= Exercise directions =
Copy each line of the entries that contains the word "screenshot".

= Excerpted data =
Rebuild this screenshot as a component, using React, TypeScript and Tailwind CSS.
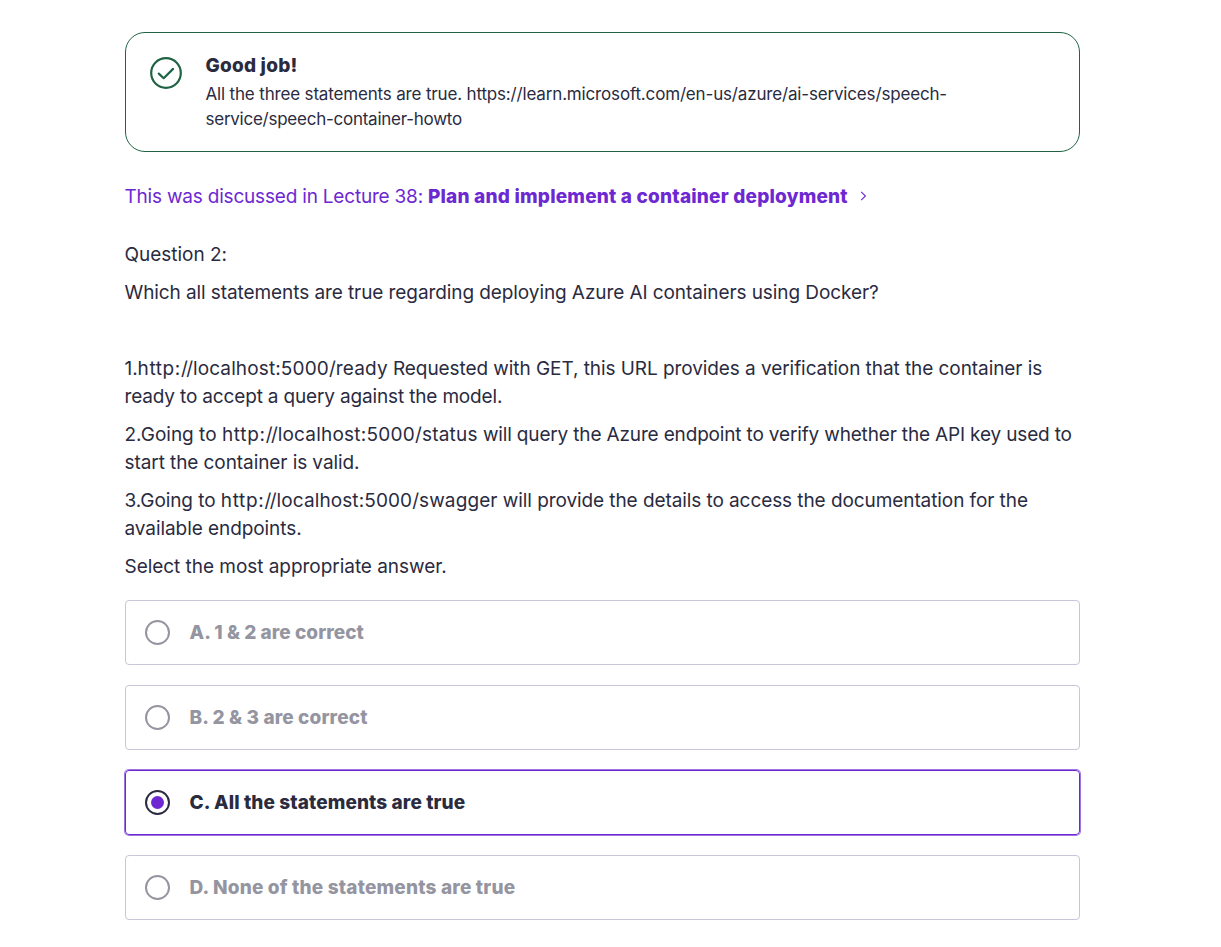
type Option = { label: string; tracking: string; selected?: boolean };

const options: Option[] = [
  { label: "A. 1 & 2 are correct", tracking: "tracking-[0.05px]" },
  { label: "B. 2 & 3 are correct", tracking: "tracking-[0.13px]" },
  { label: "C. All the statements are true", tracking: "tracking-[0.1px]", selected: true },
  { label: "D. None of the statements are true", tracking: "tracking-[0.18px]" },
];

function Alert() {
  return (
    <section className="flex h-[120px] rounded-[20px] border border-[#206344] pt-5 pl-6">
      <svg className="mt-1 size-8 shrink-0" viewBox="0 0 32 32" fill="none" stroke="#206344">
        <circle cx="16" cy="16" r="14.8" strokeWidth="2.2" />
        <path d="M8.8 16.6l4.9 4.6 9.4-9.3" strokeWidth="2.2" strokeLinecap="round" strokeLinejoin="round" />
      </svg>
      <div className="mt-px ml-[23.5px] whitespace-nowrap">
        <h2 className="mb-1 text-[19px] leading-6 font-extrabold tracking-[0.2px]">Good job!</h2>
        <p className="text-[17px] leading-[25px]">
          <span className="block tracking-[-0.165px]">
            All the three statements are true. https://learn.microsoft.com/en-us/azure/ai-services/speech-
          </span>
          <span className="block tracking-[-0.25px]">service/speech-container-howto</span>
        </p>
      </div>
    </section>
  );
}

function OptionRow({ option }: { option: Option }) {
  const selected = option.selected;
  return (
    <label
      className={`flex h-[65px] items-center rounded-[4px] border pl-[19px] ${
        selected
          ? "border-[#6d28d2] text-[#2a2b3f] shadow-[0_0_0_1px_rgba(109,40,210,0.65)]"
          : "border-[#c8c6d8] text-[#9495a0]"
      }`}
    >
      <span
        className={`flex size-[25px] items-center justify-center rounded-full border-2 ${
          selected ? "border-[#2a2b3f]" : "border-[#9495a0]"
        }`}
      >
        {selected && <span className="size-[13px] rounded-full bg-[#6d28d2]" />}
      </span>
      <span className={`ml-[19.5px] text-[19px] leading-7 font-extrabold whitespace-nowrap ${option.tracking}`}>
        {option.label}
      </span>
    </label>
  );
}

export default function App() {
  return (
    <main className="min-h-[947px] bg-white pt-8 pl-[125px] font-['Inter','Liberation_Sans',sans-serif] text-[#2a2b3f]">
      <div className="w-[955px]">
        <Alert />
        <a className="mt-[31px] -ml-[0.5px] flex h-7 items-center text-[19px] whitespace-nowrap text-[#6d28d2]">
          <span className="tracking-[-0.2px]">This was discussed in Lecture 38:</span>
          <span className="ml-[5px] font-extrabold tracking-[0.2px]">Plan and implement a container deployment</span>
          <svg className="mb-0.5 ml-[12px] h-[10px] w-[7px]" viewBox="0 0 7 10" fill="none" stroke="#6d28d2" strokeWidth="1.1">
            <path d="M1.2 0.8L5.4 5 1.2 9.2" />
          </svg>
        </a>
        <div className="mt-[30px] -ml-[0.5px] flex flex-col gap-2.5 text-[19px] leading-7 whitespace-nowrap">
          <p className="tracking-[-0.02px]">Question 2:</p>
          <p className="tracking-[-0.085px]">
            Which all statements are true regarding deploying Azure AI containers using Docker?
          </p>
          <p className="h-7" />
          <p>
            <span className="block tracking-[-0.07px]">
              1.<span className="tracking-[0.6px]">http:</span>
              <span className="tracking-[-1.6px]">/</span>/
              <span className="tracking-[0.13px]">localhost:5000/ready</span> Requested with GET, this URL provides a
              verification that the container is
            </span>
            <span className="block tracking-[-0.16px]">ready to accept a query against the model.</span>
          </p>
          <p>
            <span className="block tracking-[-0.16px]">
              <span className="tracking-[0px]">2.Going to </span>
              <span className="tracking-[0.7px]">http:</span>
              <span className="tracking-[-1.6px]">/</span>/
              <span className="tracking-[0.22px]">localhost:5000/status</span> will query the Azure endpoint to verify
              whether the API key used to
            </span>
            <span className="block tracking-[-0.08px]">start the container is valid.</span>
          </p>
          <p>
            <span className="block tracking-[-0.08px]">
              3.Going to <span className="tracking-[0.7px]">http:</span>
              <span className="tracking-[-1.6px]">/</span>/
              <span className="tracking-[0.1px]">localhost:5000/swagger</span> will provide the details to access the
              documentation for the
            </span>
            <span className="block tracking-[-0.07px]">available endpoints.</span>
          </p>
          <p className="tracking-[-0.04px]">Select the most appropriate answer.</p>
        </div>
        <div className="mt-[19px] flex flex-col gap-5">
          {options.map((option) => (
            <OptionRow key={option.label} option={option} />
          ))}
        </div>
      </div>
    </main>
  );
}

--

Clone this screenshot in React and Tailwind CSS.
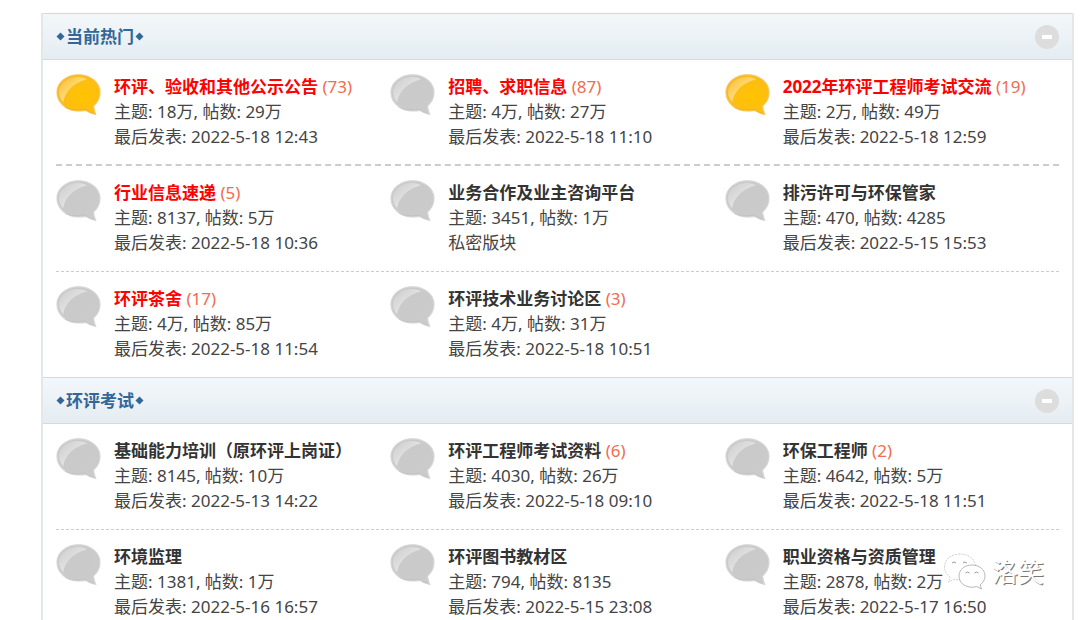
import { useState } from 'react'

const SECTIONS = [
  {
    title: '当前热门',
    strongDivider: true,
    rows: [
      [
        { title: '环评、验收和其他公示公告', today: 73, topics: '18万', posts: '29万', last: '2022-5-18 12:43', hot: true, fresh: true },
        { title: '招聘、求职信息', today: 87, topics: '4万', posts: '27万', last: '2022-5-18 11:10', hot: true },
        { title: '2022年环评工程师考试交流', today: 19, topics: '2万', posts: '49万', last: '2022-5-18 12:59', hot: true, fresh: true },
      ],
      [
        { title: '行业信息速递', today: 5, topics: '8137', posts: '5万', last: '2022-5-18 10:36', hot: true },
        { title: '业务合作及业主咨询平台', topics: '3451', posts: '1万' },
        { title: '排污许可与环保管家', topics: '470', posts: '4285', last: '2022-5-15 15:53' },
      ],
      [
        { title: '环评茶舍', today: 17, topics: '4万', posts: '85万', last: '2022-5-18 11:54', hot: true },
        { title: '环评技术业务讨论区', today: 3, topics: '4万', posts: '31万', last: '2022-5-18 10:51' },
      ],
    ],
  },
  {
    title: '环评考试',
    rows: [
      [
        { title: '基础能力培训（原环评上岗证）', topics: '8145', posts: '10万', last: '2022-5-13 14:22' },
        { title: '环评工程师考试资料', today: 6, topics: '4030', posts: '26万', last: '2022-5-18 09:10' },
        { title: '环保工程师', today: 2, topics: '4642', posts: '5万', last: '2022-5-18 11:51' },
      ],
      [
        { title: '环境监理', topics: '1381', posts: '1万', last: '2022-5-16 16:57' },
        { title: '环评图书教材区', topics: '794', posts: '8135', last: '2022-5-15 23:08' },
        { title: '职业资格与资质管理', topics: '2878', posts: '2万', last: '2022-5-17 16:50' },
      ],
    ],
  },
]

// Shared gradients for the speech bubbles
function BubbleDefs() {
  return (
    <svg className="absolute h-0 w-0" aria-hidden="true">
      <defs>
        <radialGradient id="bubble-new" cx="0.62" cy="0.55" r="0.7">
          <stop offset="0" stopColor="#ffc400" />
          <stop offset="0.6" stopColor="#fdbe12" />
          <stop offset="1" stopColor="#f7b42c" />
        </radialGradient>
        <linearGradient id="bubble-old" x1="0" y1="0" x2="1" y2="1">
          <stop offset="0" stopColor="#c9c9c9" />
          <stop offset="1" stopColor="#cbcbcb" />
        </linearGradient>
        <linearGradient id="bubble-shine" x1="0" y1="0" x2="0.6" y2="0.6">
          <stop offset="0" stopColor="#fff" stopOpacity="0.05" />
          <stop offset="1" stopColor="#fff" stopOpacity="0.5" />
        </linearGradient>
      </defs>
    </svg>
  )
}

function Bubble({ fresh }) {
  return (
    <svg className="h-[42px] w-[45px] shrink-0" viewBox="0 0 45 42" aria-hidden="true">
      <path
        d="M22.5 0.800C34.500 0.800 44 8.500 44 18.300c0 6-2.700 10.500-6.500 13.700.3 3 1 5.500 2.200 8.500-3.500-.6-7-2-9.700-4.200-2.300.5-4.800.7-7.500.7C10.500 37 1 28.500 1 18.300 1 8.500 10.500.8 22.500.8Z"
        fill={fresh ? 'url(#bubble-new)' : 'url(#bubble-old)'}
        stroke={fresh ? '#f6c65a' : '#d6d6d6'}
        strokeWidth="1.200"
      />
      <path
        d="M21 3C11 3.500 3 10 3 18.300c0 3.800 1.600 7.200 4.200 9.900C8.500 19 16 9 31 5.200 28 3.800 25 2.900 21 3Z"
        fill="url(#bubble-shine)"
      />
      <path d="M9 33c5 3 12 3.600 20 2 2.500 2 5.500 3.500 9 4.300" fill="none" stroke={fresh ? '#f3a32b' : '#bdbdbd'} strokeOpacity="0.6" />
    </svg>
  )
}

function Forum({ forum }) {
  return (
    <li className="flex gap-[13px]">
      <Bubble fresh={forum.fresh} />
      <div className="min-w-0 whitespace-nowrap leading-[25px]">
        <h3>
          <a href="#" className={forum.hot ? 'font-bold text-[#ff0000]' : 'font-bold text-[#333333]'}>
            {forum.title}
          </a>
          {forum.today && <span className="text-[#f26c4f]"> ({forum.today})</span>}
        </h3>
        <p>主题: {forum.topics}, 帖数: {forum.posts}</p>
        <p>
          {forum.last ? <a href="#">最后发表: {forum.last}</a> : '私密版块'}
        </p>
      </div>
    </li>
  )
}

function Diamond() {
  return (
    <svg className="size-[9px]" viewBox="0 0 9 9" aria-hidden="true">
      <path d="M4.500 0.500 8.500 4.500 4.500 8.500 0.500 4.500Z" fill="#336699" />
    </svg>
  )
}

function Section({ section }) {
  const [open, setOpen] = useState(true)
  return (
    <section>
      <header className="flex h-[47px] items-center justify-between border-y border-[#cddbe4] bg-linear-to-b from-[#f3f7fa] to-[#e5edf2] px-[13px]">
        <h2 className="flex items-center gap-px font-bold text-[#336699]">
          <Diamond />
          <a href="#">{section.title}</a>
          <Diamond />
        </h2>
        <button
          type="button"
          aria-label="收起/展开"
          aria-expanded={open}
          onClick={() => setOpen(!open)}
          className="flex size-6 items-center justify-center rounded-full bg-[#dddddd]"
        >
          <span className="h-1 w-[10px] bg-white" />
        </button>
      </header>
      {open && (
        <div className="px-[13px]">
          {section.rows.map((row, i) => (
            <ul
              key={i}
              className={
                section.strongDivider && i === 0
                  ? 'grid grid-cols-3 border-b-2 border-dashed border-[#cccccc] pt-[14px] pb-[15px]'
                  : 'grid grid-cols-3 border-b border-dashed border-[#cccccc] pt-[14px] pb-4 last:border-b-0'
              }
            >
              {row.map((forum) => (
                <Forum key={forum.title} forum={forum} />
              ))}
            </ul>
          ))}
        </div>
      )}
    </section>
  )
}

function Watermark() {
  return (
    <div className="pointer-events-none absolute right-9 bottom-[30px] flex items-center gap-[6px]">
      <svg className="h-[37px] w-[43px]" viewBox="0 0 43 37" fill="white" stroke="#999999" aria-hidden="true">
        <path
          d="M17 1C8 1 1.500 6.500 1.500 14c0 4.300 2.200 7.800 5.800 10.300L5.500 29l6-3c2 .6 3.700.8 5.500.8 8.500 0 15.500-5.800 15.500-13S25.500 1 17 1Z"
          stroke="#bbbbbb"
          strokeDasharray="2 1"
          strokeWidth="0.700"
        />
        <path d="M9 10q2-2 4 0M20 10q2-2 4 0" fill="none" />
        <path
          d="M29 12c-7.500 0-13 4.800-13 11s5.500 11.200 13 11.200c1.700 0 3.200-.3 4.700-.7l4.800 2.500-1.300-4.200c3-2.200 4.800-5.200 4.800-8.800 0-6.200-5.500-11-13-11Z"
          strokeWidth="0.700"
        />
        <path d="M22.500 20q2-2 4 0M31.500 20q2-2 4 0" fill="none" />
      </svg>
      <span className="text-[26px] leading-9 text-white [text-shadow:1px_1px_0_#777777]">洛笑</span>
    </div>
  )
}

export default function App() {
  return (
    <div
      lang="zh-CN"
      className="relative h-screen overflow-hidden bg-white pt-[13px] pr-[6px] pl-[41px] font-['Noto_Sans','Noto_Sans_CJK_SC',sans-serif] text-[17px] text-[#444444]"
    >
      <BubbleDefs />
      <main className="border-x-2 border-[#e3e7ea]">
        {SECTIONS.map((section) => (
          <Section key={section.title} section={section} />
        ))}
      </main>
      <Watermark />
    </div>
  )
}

* * *

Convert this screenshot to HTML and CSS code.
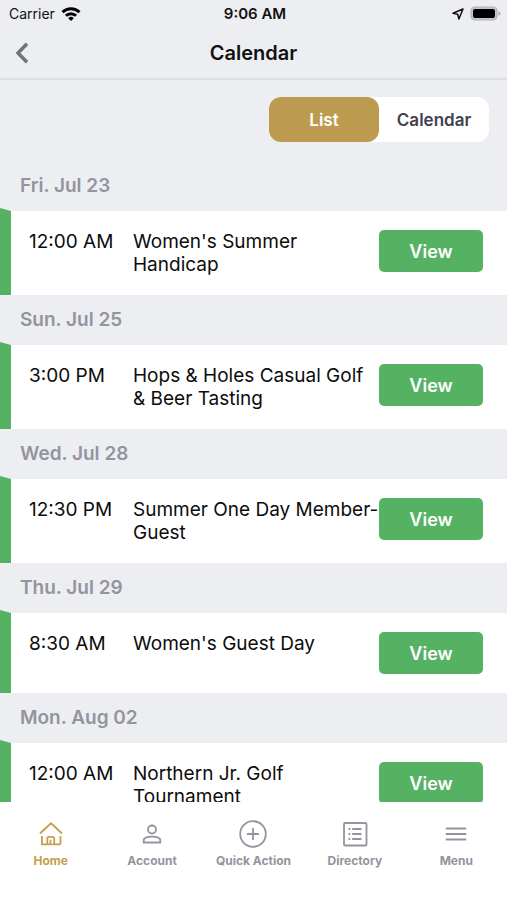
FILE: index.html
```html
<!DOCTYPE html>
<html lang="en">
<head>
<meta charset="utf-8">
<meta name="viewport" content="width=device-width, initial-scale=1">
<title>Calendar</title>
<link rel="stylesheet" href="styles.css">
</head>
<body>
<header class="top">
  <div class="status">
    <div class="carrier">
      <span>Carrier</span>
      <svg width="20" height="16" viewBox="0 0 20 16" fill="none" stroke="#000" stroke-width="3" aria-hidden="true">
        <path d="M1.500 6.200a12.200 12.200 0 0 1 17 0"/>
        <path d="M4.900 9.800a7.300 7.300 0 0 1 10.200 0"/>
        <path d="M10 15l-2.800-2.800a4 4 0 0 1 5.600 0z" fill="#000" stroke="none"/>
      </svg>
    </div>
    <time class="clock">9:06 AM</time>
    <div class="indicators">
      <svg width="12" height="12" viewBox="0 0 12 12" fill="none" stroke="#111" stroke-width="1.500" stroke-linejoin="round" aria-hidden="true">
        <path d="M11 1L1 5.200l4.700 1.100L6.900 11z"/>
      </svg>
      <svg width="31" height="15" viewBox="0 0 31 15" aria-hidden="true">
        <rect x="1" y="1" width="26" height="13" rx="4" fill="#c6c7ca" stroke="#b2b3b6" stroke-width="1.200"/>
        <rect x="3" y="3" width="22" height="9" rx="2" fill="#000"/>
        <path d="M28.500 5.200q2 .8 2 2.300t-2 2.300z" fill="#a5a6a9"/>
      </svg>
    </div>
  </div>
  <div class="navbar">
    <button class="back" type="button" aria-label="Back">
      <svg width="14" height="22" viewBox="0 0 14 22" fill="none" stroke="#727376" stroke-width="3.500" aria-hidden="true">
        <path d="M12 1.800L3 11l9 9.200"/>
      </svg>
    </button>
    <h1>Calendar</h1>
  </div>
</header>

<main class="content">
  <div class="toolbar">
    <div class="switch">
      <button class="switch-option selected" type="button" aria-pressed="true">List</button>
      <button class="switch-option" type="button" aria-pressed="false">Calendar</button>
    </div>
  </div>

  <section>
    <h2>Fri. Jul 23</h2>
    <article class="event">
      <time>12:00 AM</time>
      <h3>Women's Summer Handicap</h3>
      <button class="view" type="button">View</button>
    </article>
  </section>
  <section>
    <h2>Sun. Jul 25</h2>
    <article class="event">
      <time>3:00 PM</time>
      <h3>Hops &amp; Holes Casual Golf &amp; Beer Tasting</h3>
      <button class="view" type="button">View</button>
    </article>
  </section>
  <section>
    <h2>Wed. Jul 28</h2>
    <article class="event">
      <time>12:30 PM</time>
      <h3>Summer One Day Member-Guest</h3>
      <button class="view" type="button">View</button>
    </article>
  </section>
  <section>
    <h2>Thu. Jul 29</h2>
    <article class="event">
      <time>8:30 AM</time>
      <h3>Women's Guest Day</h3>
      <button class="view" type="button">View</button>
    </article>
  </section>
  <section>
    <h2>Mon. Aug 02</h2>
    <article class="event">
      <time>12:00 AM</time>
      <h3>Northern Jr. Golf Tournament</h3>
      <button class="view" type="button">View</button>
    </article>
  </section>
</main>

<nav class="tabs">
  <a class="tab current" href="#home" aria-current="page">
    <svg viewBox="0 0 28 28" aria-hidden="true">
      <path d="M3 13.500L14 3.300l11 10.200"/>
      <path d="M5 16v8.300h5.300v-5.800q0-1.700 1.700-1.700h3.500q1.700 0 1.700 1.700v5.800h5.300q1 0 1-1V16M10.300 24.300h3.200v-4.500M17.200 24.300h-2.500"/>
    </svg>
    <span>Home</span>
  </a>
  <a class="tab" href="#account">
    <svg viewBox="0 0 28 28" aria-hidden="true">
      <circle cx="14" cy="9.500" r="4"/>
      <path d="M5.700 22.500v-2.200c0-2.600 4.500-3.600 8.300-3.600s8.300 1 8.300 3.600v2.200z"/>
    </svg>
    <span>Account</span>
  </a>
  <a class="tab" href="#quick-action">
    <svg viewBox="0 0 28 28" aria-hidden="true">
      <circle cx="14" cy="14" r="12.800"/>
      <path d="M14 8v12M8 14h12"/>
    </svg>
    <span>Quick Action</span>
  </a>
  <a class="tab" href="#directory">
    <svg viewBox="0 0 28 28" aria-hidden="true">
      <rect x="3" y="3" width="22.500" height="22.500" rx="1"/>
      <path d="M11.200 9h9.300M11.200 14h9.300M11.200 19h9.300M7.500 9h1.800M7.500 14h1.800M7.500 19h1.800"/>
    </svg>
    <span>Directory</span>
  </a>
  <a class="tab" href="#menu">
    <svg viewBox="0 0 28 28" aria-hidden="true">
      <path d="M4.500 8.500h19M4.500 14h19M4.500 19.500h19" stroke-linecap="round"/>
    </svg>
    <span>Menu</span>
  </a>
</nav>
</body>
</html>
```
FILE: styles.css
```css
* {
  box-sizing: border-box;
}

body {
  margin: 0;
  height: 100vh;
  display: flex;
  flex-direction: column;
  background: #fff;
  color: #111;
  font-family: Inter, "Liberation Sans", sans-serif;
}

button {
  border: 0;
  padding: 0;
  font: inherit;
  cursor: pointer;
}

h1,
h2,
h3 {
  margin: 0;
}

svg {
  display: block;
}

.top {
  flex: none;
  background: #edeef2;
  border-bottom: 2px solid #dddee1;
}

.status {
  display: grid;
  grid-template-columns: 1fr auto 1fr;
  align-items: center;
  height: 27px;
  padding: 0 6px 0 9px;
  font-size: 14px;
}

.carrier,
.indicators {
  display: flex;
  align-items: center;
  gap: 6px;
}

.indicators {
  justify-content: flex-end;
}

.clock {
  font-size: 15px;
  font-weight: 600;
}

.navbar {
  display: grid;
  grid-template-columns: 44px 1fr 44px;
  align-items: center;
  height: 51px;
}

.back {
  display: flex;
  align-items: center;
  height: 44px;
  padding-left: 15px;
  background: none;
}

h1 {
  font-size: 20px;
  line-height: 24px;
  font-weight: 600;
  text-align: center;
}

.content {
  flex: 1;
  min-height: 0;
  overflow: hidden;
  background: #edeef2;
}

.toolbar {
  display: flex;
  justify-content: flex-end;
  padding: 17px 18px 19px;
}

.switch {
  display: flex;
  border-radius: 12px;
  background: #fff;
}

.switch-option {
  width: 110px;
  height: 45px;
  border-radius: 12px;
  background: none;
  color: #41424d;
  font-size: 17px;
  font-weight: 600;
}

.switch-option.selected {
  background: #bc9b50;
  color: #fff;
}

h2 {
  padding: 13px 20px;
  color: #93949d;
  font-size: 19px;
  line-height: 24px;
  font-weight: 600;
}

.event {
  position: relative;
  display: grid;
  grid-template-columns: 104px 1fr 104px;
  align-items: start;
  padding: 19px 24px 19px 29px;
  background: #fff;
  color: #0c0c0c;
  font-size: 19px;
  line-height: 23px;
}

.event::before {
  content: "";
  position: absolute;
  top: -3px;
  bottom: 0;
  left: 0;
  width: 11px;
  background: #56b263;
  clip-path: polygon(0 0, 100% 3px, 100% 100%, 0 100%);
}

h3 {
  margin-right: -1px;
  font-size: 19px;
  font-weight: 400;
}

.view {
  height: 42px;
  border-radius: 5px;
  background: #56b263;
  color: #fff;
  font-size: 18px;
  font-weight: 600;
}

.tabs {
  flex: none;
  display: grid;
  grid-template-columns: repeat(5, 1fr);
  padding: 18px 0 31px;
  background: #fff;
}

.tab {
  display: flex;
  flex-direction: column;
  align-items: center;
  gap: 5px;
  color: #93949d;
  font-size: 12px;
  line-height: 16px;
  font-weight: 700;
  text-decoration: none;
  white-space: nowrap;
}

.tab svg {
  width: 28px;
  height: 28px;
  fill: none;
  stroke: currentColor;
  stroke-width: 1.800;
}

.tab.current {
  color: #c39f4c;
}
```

= Output of the task =
Rebuild this screenshot as a component, using React, TypeScript and Tailwind CSS.
Clone this screenshot in React and Tailwind CSS.
Convert this screenshot to HTML and CSS code.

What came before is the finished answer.